From the definition of the covariance matrix,
$${\sigma}_{ij}=\left\langle \frac{x_i x_j+ x_j x_i}{2}\right\rangle -\langle x_i\rangle\langle x_j\rangle,$$ where we define
$$\boldsymbol{x}=(q_1,p_1,\cdots, q_N, p_N)^\top.$$
Given that $2i\Omega_{jk}=[x_j,x_k],$ we learn that
$${\sigma}_{ij}=\left\langle x_i x_j\right\rangle -\langle x_i\rangle\langle x_j\rangle-i \Omega_{ij}\quad\Rightarrow \quad \sigma_{ij}+i\Omega_{ij}=\left\langle x_i x_j\right\rangle -\langle x_i\rangle\langle x_j\rangle=\left\langle\left(x_i-\left\langle x_i\right\rangle\right)\left(x_j-\left\langle x_j\right\rangle\right)\right\rangle.$$
Next, the right hand side must be greater than or equal to zero due to standard properties of covariance matrices. We have that
$$\boldsymbol{\sigma}+i\boldsymbol{\Omega}=\langle (\boldsymbol{x}-\langle\boldsymbol{x}\rangle)(\boldsymbol{x}-\langle\boldsymbol{x}\rangle)^\top\rangle\equiv\langle\boldsymbol{X}\boldsymbol{X}^\top\rangle.$$ We can follow a simple proof using an arbitrary real-valued vector $\boldsymbol{w}$:
$$\boldsymbol{w}^\top \langle\boldsymbol{X}\boldsymbol{X}^\top\rangle\boldsymbol{w}= \langle \boldsymbol{w}^\top\boldsymbol{X}\boldsymbol{X}^\top\boldsymbol{w}\rangle= \langle \left(\boldsymbol{w}^\top\boldsymbol{X}\right)^2\rangle= \langle \left|\boldsymbol{w}^\top\boldsymbol{X}\right|^2\rangle\geq 0.$$ In the final inequality we used that each of the $x_i$ is Hermitian.
Any matrix $\boldsymbol{M}$ that satisfies $\boldsymbol{w}^\top\boldsymbol{M}\boldsymbol{w}\geq 0$ for all real vectors $\boldsymbol{w}$ is by definition positive semidefinite. Thus
$$\boldsymbol{\sigma}+i\boldsymbol{\Omega}\geq \boldsymbol{0}\boldsymbol{0}^\top.$$
This relation essentially translates between the symmetrized version of the covariance $\boldsymbol{\sigma}$ to the standard non-symmetrized version of the covariance matrix $\langle\boldsymbol{X}\boldsymbol{X}^\top\rangle$.
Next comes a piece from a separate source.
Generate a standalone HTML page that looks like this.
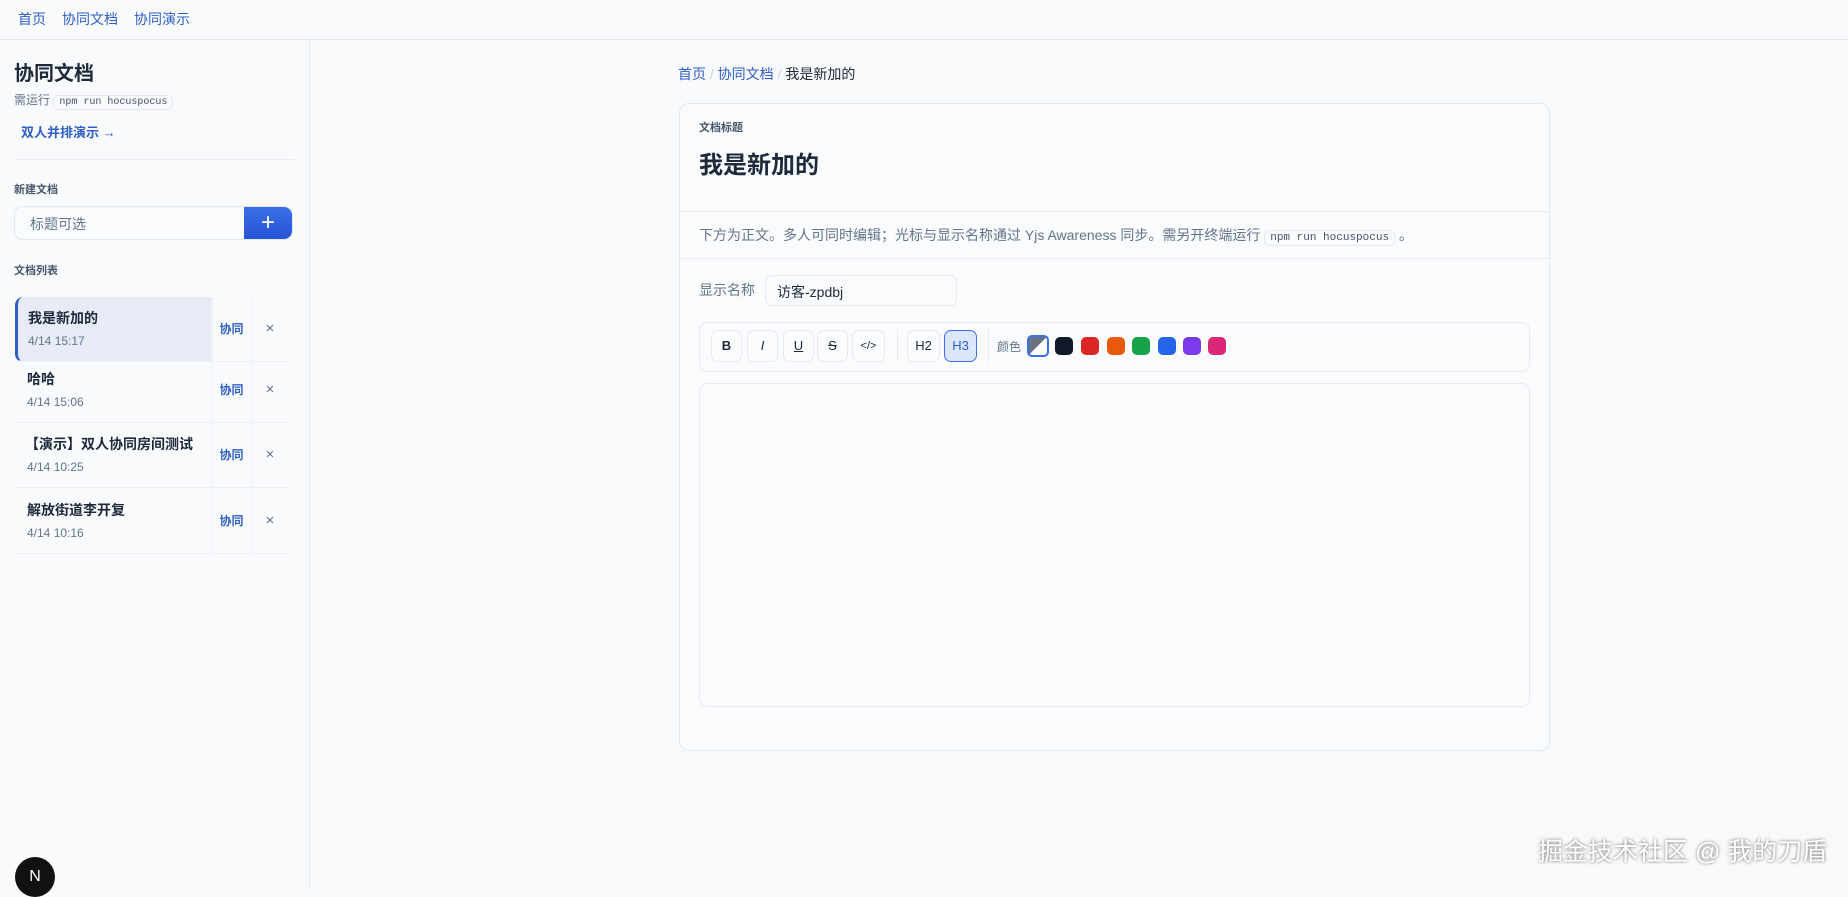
<!DOCTYPE html>
<html><head><meta charset="utf-8"><style>
*{box-sizing:border-box;margin:0;padding:0}
body{width:1848px;height:890px;overflow:hidden;background:#f7f9fb;font-family:"Liberation Sans","Noto Sans CJK SC",sans-serif;color:#1e293b;position:relative}
.nav{position:absolute;left:0;top:0;width:1848px;height:40px;border-bottom:1px solid #e5e9ef;background:#f8fafc}
.nav a{position:absolute;top:9px;font-size:14px;color:#2f5fc4;text-decoration:none}
.side{position:absolute;left:0;top:40px;width:310px;height:850px;border-right:1px solid #e3e8ee;background:#f8fafc}
.abs{position:absolute}
code{font-family:"Liberation Mono",monospace}
.item{position:absolute;left:15px;width:273px;height:65px;border-bottom:1px solid #edf0f4}
.item .t{position:absolute;left:12px;top:11px;font-size:14px;font-weight:bold;color:#1e293b}
.item .d{position:absolute;left:12px;top:37px;font-size:12px;color:#64748b}
.item .c{position:absolute;left:196px;top:0;width:41px;height:64px;border-left:1px solid #eef1f5;border-right:1px solid #eef1f5;font-size:12px;font-weight:bold;color:#2f5fc4;text-align:center;line-height:64px}
.item .x{position:absolute;left:237px;top:0;width:36px;height:64px;text-align:center;line-height:64px;font-size:15px;color:#64748b}
.card{position:absolute;left:679px;top:103px;width:871px;height:648px;border:1px solid #e2e8f0;border-radius:10px;background:#f9fbfc}
.tb{position:absolute;top:7px;height:32px;width:31px;border:1px solid #e6eaf0;border-radius:7px;background:#fbfcfd;font-size:13px;text-align:center;line-height:30px;color:#1e293b}
.sw{position:absolute;top:14px;width:18px;height:18px;border-radius:5px}
</style></head><body>
<div class="nav"><a style="left:18px">首页</a><a style="left:62px">协同文档</a><a style="left:134px">协同演示</a></div>
<div class="side">
 <div class="abs" style="left:14px;top:17px;font-size:20px;font-weight:bold;color:#1e293b">协同文档</div>
 <div class="abs" style="left:14px;top:51px;font-size:12px;color:#64748b">需运行 <code style="font-size:10px;border:1px solid #e5e9ef;border-radius:5px;padding:1px 5px;color:#475569">npm run hocuspocus</code></div>
 <div class="abs" style="left:21px;top:82px;font-size:13px;font-weight:bold;color:#2f5fc4">双人并排演示 →</div>
 <div class="abs" style="left:14px;top:119px;width:280px;height:1px;background:#e8ecf1"></div>
 <div class="abs" style="left:14px;top:141px;font-size:11px;font-weight:bold;color:#475569">新建文档</div>
 <div class="abs" style="left:14px;top:166px;width:279px;height:34px;border:1px solid #e2e8f0;border-radius:9px;background:#f9fbfc;overflow:hidden">
  <span class="abs" style="left:15px;top:7px;font-size:14px;color:#64748b">标题可选</span>
  <div class="abs" style="right:0;top:0;width:48px;height:34px;background:linear-gradient(#3b6fe6,#2452d6);color:#fff;font-size:24px;text-align:center;line-height:32px">+</div>
 </div>
 <div class="abs" style="left:14px;top:222px;font-size:11px;font-weight:bold;color:#475569">文档列表</div>
</div>
<div class="item" style="top:297px;background:linear-gradient(90deg,#e6ebf5 72%,transparent 72%);border-left:3px solid #2f5fc4;border-radius:8px 0 0 8px;left:15px"><div class="t" style="left:10px">我是新加的</div><div class="d" style="left:10px">4/14 15:17</div><div class="c" style="left:193px">协同</div><div class="x" style="left:234px">×</div></div>
<div class="item" style="top:358px"><div class="t">哈哈</div><div class="d">4/14 15:06</div><div class="c">协同</div><div class="x">×</div></div>
<div class="item" style="top:423px"><div class="t" style="left:10px">【演示】双人协同房间测试</div><div class="d">4/14 10:25</div><div class="c">协同</div><div class="x">×</div></div>
<div class="item" style="top:489px"><div class="t">解放街道李开复</div><div class="d">4/14 10:16</div><div class="c">协同</div><div class="x">×</div></div>

<div class="abs" style="left:678px;top:64px;font-size:14px"><span style="color:#2f5fc4">首页</span> <span style="color:#cbd5e1">/</span> <span style="color:#2f5fc4">协同文档</span> <span style="color:#cbd5e1">/</span> <span style="color:#1e293b">我是新加的</span></div>
<div class="card">
 <div class="abs" style="left:19px;top:15px;font-size:11px;font-weight:bold;color:#475569">文档标题</div>
 <div class="abs" style="left:19px;top:41px;font-size:24px;font-weight:bold;color:#1e293b">我是新加的</div>
 <div class="abs" style="left:0;top:107px;width:869px;height:1px;background:#e8ecf1"></div>
 <div class="abs" style="left:19px;top:121px;font-size:14px;color:#64748b">下方为正文。多人可同时编辑；光标与显示名称通过 Yjs Awareness 同步。需另开终端运行 <code style="font-size:11px;border:1px solid #e5e9ef;border-radius:5px;padding:1px 5px;color:#475569">npm run hocuspocus</code> 。</div>
 <div class="abs" style="left:0;top:154px;width:869px;height:1px;background:#e8ecf1"></div>
 <div class="abs" style="left:19px;top:176px;font-size:14px;color:#64748b">显示名称</div>
 <div class="abs" style="left:85px;top:171px;width:192px;height:31px;border:1px solid #e6eaf0;border-radius:7px;font-size:14px;color:#1e293b;padding:6px 11px">访客-zpdbj</div>
 <div class="abs" style="left:19px;top:218px;width:831px;height:50px;border:1px solid #e6eaf0;border-radius:9px;background:#fafbfd">
  <div class="tb" style="left:11px;font-weight:bold">B</div>
  <div class="tb" style="left:47px;font-style:italic">I</div>
  <div class="tb" style="left:83px;text-decoration:underline">U</div>
  <div class="tb" style="left:117px;text-decoration:line-through">S</div>
  <div class="tb" style="left:152px;width:33px;font-size:11px">&lt;/&gt;</div>
  <div class="abs" style="left:197px;top:7px;width:1px;height:32px;background:#e6eaf0"></div>
  <div class="tb" style="left:207px;width:33px">H2</div>
  <div class="tb" style="left:244px;width:33px;background:#dbe6fb;border-color:#3b6fe6;color:#2f5fc4">H3</div>
  <div class="abs" style="left:288px;top:7px;width:1px;height:32px;background:#e6eaf0"></div>
  <div class="abs" style="left:297px;top:15px;font-size:12px;color:#64748b">颜色</div>
  <div class="sw" style="left:327px;top:12px;width:22px;height:22px;border:2px solid #3b6fe6;background:linear-gradient(135deg,#6b7280 50%,#fff 50%)"></div>
  <div class="sw" style="left:355px;top:14px;background:#111827"></div>
  <div class="sw" style="left:381px;background:#dc2626"></div>
  <div class="sw" style="left:407px;background:#ea580c"></div>
  <div class="sw" style="left:432px;background:#16a34a"></div>
  <div class="sw" style="left:458px;background:#2563eb"></div>
  <div class="sw" style="left:483px;background:#7c3aed"></div>
  <div class="sw" style="left:508px;background:#db2777"></div>
 </div>
 <div class="abs" style="left:19px;top:279px;width:831px;height:324px;border:1px solid #e6eaf0;border-radius:9px;background:#fafbfd"></div>
</div>
<div class="abs" style="left:1538px;top:832px;font-size:25px;color:#fff;text-shadow:0 0 3px rgba(0,0,0,.6)">掘金技术社区 @ 我的刀盾</div>
<div class="abs" style="left:15px;top:857px;width:40px;height:40px;border-radius:50%;background:#111;color:#fff;text-align:center;line-height:40px;font-size:16px">N</div>
</body></html>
To answer the question in the title, all states have their covariance matrices satisfy $\boldsymbol{\sigma}+i\boldsymbol{\Omega}\geq 0$. This is not only a property of Gaussian states! The property of Gaussian states is that they are completely characterized by their covariance matrices (and their mean value vectors $\langle \boldsymbol{x}\rangle$).
So maybe you want to ask why one only needs to specify the covariance matrix if one wants to completely describe a Gaussian state? The answer is given by Isserlis's theorem (sometimes more familiar in terms of Wick's theorem). To completely describe any state, one could list all of its moments $\langle x_i x_j\cdots\rangle$. Given knowledge of the mean values $\langle\boldsymbol{x}\rangle$, we can instead describe a state by all of its zero-mean moments $\langle X_i X_j\cdots\rangle$. The Isserlis theorem says that, for Gaussian probability distributions, all of the higher-order moments can be found from sums of products of all of the different pairings of the the second-order moments (ie, elements of the covariance matrix), such as \begin{equation}\langle X_i X_j X_k X_l\rangle = \langle X_i X_j\rangle \langle X_k X_l\rangle+\langle X_i X_k\rangle \langle X_l X_l\rangle + \langle X_i X_l\rangle \langle X_k X_j\rangle .\end{equation} Gaussian state $\Rightarrow$ Gaussian probability distribution $\Rightarrow$ all moments characterized by second-order moments $\Rightarrow$ state completely characterized by covariance matrix. In general, the Isserlis theorem applies to distributions with $\langle X_i X_j\rangle=\langle X_j X_i\rangle$, so the symmetrized version of the covariance matrix $\boldsymbol{\sigma}$ is necessary here.